The tragedy involving the deaths of Chris Benoit and his family has been making a lot of news headlines. The 24 hour news services couldn't get enough of it in the days immediately after the murders and the recent findings that Benoit had steroids in his system (among other substances) at the time of his death is sure to push this story further into the living rooms of America and the world.
The news media has been quick to point the finger in anger and ask a lot of questions about "how is this possible" that reflect either how ignorant they are of this use/abuse or how it's more important to sell a story than it is to work out a solution. We ALL have to realize that we have played a part in making this problem what it is today. We show highlight reels of athletes in action...we pay the tickets to see them in person...we interview them in front of millions...we pay them millions to indorse our products...we honor them as if they are super-human...all the time, helping to build the beast we have to deal with today.
The truth is, steroid use among athletes has been going on for many years (30 plus). And only now, when it is creeping into middle school athletic programs, have we decided we need to do something about it.
The problem is, like any situation that has been watched with a blind eye by so many for so long, the fix can't happen overnite...at least not without crippling the billlion dollar professional sports industries and the countless other businesses that rely on them.
Some people will read this and say I am exaggerating. Where are my facts?
That's a fair question.
I am basing my opinion on: what I have read in magazines, books and yes, the dreaded internet; what I have seen in the evolution of the amatuer and professional athlete over the past 30 years; my own personal observations from working out in gyms over the past 25 years; and good old common sense.
When you look around the local gym and can safely guess that a few guys (who are not professional athletes) are "on something" you have to think that at least a good number of the college and pro athletes are too.
When you watch professional wrestling and see what these guys look like and how so many of them have signs of steroid use, you have to at least guess that a good number of them are using steroids or some type of illegal growth hormones.
When you look at how the general size and strength of athletes has increased over the last 20-30 years -- some of it is because we know more about eating right and using better training techniques -- but you have to guess that substances played a role too. Especially when you read reports about how, as a whole, our society is becoming less active and more obese.
You may read this and think I have a negative opinion of these athletes.

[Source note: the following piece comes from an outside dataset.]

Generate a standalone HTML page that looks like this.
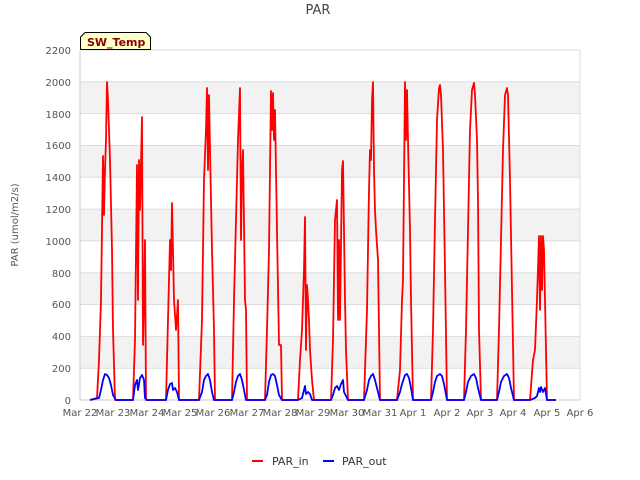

On the contrary...completely. I actually find it difficult to blame the athletes for any of this. These people are "TYPE A" personalities (most anyway). They wouldn't be where they are if they behaved differently. People with this personaity type will do what they need to be successful. And if the league that governs them only watches what they do with a passing interest, you can bet they are going to take advantage of all the resources within reach to insure success. If you were one of these people and knew (or thought) that there were a lot of other athletes that were using steroids, what would you do? If you thought it was OK, because eveybody was involved, and you knew it could make you a better player, or extend your career, what would you do? How can you blame them?
Back to my main point...
If they really want to stop the use of illegal steroids/substances, ALL professional sports (and maybe collegiate too) need to enforce strict regular testing of ALL their athletes. While this is problematic on many levels (including the difficulty in detecting newer substances) the biggest reason why it's not in place today is because of how damaging it would be to the professional sports industry.
What would the WWE do if 75% of it's athletes were banned?
Bodybuilding if 75% were banned?
The NFL if 60% were banned?
Baseball and Basketball if 40%?
Hockey if 30%?
These are just numbers I am making up...but are they that far from the truth? Even if they are just half of what I posted, it could be catastrophic.
In order for us to get to the step of testing everybody, there would almost ceratainly have to be some kind of agreement with the govenrment not to prosecute for past offenses. It's the only way that I can see the governing bodies of these sports ever admitting any neglegance or wrongdoing. Plus...what good would prosecution do at this point? It would simply be a waste of taxpayers money.
If there were such an agreement...and strict testing was instituted with offenders being suspended or banned...you would start to change the thinking of these young atheletes who today feel they need to use these drugs to have any chance at turning pro.